To say that Hugh Laing was unique as a dancer would be a considerable understatement. No one performed as he did. The only other dancer of his generation who had the same impact on the stage as he---was Leonide Massine.

He had the same intensity and dynamism. As the Gypsy Boy in "Aleko" he was favorably compared to Massine and it was thought that he would be well suited to other Massine roles, i.e., the Young Musician in "Symphonie Fantastique" or as the Hussar in "Le Beau Danube".

But what of his technical side?

This is how Leon Danielian assessed him:

"Here was someone touted as a premier dancer. Yet he had

no elevation, no pirouettes, no plie, and could only rise to

half toe. He was brittle. But he was brilliant on the stage.

He understood every gesture and could magnify it so that

the audiences sitting high in the galleries got the full power."

Danielian goes on to say that nothing attests to Tudor's brilliance more than his ability to choreograph around Hugh's deficiencies. Implying, perhaps, that he could dance for no other choreographer?

Well, not quite. He did many non-Tudor ballets. He portrayed Petrouchka, was a droll Husband in deMille's "Tally-Ho", a Spanish lover in Fokine's "Bluebeard", the Grandfather in "Peter and the Wolf", Robbins "Facsimilie", and one performance I missed but badly wanted to see, his Albrecht to Tamara Toumanova's Giselle. I missed that performance because I was a high school student at the time, it was a school day, and I had exams the next day and my family put their 'foot down' and I could not leave the house. I never studied that night, though. At 8:30 (the starting time then) I lay down on my bed and for the next two hours envisioned what was happening on the stage of the old 'Met". A friend of mine took a photograph of him taking a bow in front of the gold curtain holding one long stemmed red rose. I believe it was the only time he danced the role, I could never find a reference to it anywhere. To this day I wonder how he got through the technical demands---but oh!, his interpretation must have been beautiful. When necessary he could be appealingly tender.

John Martin (NYTimes) said his Petrouchka "was a figure of essentially tragic dignity...giving a lift to the tone of the work as a whole and endowing the ending particularly with the significance of catastrophe."
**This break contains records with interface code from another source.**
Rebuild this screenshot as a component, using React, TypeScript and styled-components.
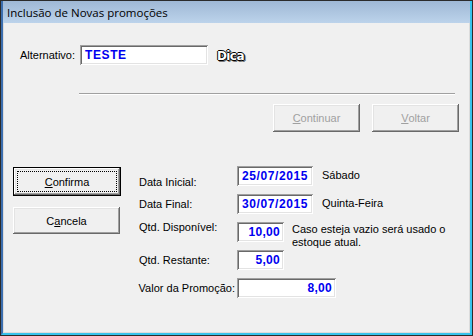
import React from "react";
import styled, { createGlobalStyle } from "styled-components";

const GlobalStyle = createGlobalStyle`
  html, body {
    margin: 0;
    padding: 0;
    background: #f0f0f0;
  }
  * {
    box-sizing: border-box;
  }
`;

const Frame = styled.div`
  width: 473px;
  height: 336px;
  border: 1px solid #2b2b2b;
  display: flex;
  flex-direction: column;
  font-family: "Liberation Sans", Arial, sans-serif;
  font-size: 11px;
  color: #000;
`;

const Inner = styled.div`
  flex: 1;
  display: flex;
  flex-direction: column;
  border-left: 2px solid #3c6eae;
  border-right: 2px solid #36c3ec;
  border-bottom: 2px solid #36c3ec;
`;

const TitleBar = styled.div`
  height: 22px;
  display: flex;
  align-items: center;
  padding-left: 4px;
  background: linear-gradient(#9fb8d5, #bcd3eb);
  font-family: "Open Sans", "Noto Sans", sans-serif;
  font-size: 11.5px;
  color: #000;
`;

const Body = styled.div`
  flex: 1;
  display: flex;
  flex-direction: column;
  background: #f0f0f0;
  border: 1px solid #dcdcdc;
  border-top: none;
`;

const TopRow = styled.div`
  display: flex;
  align-items: center;
  margin-top: 22px;
  padding-left: 16px;
`;

const TopLabel = styled.span`
  width: 60px;
`;

const Field = styled.div<{ $w: number; $align?: "left" | "right" }>`
  width: ${(p) => p.$w}px;
  height: 20px;
  background: #fff;
  box-shadow: inset 1px 1px #a0a0a0, inset -1px -1px #fff, inset 2px 2px #696969,
    inset -2px -2px #e3e3e3;
  display: flex;
  align-items: center;
  justify-content: ${(p) => (p.$align === "right" ? "flex-end" : "flex-start")};
  padding: 0 4px 0 5px;
  color: #0000f0;
  font-weight: bold;
  font-size: 12px;
  letter-spacing: ${(p) => (p.$align === "right" ? "0.3px" : "0.6px")};
`;

const Dica = styled.span`
  margin-left: 9px;
  margin-top: 2px;
  font-family: "DejaVu Sans", sans-serif;
  font-weight: bold;
  font-size: 12px;
  color: #fff;
  letter-spacing: -0.6px;
  text-shadow: 1px 0 #000, -1px 0 #000, 0 1px #000, 0 -1px #000, 2px 1px #7a7a7a,
    1px 2px #7a7a7a;
`;

const Separator = styled.div`
  margin: 28px 0 0 75px;
  width: 376px;
  height: 2px;
  border-top: 1px solid #a0a0a0;
  border-bottom: 1px solid #fff;
`;

const ButtonRow = styled.div`
  display: flex;
  justify-content: flex-end;
  gap: 12px;
  margin-top: 9px;
  padding-right: 10px;
`;

const Button = styled.button<{ $w: number; $h: number; $default?: boolean }>`
  width: ${(p) => p.$w}px;
  height: ${(p) => p.$h}px;
  margin: 0;
  padding: 0;
  background: #f0f0f0;
  font-family: "Liberation Sans", Arial, sans-serif;
  font-size: 11px;
  color: ${(p) => (p.disabled ? "#a0a0a0" : "#000")};
  border: ${(p) => (p.$default ? "1px solid #000" : "none")};
  box-shadow: inset -1px -1px #696969, inset 1px 1px #fff, inset -2px -2px #a0a0a0,
    inset 2px 2px #e3e3e3;
  position: relative;
  display: flex;
  align-items: center;
  justify-content: center;
  cursor: default;
  &::after {
    content: "";
    display: ${(p) => (p.$default ? "block" : "none")};
    position: absolute;
    inset: 3px;
    border: 1px dotted #000;
  }
`;

const Main = styled.div`
  display: flex;
  margin-top: 34px;
  padding-left: 9px;
  gap: 18px;
`;

const ActionColumn = styled.div`
  display: flex;
  flex-direction: column;
  gap: 11px;
  padding-top: 1px;
`;

const Form = styled.div`
  display: grid;
  grid-template-columns: 98px auto;
  grid-auto-rows: 20px;
  row-gap: 8px;
  align-items: center;
`;

const Label = styled.span<{ $shift?: number; $end?: boolean }>`
  margin-top: ${(p) => (p.$shift ?? 0) * 2}px;
  justify-self: ${(p) => (p.$end ? "end" : "start")};
  padding-right: ${(p) => (p.$end ? "2px" : "0")};
  white-space: nowrap;
`;

const Cell = styled.div`
  display: flex;
  align-items: flex-start;
  gap: 9px;
  height: 20px;
`;

const Note = styled.span<{ $wrap?: boolean }>`
  line-height: 13px;
  margin-top: ${(p) => (p.$wrap ? "1px" : "3px")};
  width: ${(p) => (p.$wrap ? "160px" : "auto")};
  margin-left: ${(p) => (p.$wrap ? "-1px" : "0")};
`;

export default function App() {
  return (
    <>
      <GlobalStyle />
      <Frame>
        <Inner>
          <TitleBar>Inclusão de Novas promoções</TitleBar>
          <Body>
            <TopRow>
              <TopLabel>Alternativo:</TopLabel>
              <Field $w={128}>TESTE</Field>
              <Dica>Dica</Dica>
            </TopRow>
            <Separator />
            <ButtonRow>
              <Button $w={87} $h={28} disabled>
                <u>C</u>ontinuar
              </Button>
              <Button $w={87} $h={28} disabled>
                <u>V</u>oltar
              </Button>
            </ButtonRow>
            <Main>
              <ActionColumn>
                <Button $w={108} $h={29} $default>
                  <u>C</u>onfirma
                </Button>
                <Button $w={107} $h={27}>
                  C<u>a</u>ncela
                </Button>
              </ActionColumn>
              <Form>
                <Label $shift={6}>Data Inicial:</Label>
                <Cell>
                  <Field $w={76}>25/07/2015</Field>
                  <Note>Sábado</Note>
                </Cell>
                <Label>Data Final:</Label>
                <Cell>
                  <Field $w={76}>30/07/2015</Field>
                  <Note>Quinta-Feira</Note>
                </Cell>
                <Label $shift={-5}>Qtd. Disponível:</Label>
                <Cell>
                  <Field $w={47} $align="right">
                    10,00
                  </Field>
                  <Note $wrap>Caso esteja vazio será usado o estoque atual.</Note>
                </Cell>
                <Label>Qtd. Restante:</Label>
                <Cell>
                  <Field $w={47} $align="right">
                    5,00
                  </Field>
                </Cell>
                <Label $end>Valor da Promoção:</Label>
                <Cell>
                  <Field $w={99} $align="right">
                    8,00
                  </Field>
                </Cell>
              </Form>
            </Main>
          </Body>
        </Inner>
      </Frame>
    </>
  );
}
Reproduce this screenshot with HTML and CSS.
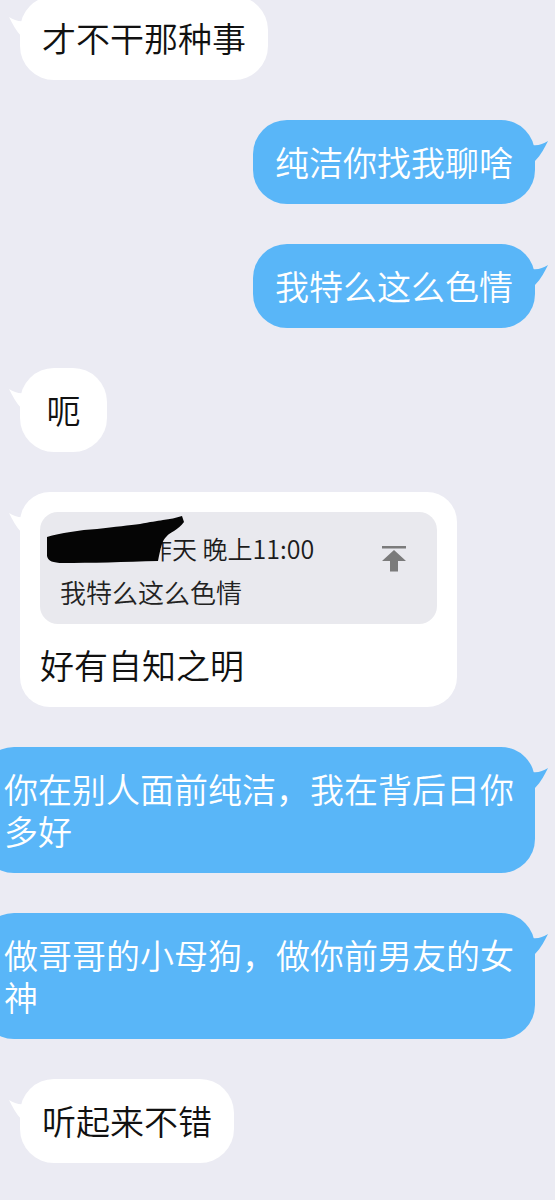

His most famous role, undoubtedly, is the Young Man in "Pillar of Fire". His portrayal of the Young Man has often been described as vulgar, but I never thought so. Conceited, self-centered, egotistical--oh yes--in abundance, but his elegance never left him even when he was playing a degenerate heel. (With his successors, the Young Man has become coarse and common)

Sono Osato, in writing of Laing's famous 'walk' after leaving Hagar prostrate on the ground said, "His walk alone spoke volumes, expressing at once his indifference to her shame and a passion devoid of tenderness." I can recall the Young Man's first encounter with Hagar----as he walks across the stage at a normal gait, he pauses ever so briefly, and with his feet planted firmly on the ground does a step which I can only describe as a ronde de jambe of the left knee while looking slightly over his left shoulder at Hagar---subtle and erotic.

In an interview with Selma Jeanne Cohen he said:

"He (Tudor) never set my final walk--now a quite famous

one--in "Pillar of Fire". I knew there had to be something

vulgar and nasty in it, and something of the arrogance of a

strutting sailor. So I just walked with hips tight and

shoulders up, and Tudor said it was just right."

Quite a contrast was his role in "Undertow" as the psychotic Transgressor. He

looked small and thin and appeared to be a shy and gentle adolescent. Fernau Hall said: "This little boy should look like a 'Picasso Blue Period Boy'---skinny and sensitive, bedraggled and unwanted." This is the effect Laing achieved; and wisely did not try to gain sympathy for the character which would not be too welcome for a homicidal maniac. The ballet was not well received---most audiences found it to be too obscure. But the performances of Laing, Alicia Alonso and Nana Gollner made it memorable. (Nana Gollner was the big surprise. She had the glamour, beauty and innate sexiness of a Hollywood star. I would think Tudor wanted her for the part of Medusa, over Nora Kaye, because of these attributes. Later Diana Adams danced the part but was not suited to the role; her beauty was soft and lady-like.)

Laing's technique, or lack of it, was never mentioned in any review I have come across---the reviews spoke of his "Superb pantomimic dancing which has given distinction to every Tudor work" (George Amberg) Donna Perlmutter wrote "....throughout his two decades on stage and since, no one, according to consensus, has ever matched his theatrical splendor in the Tudor ballets."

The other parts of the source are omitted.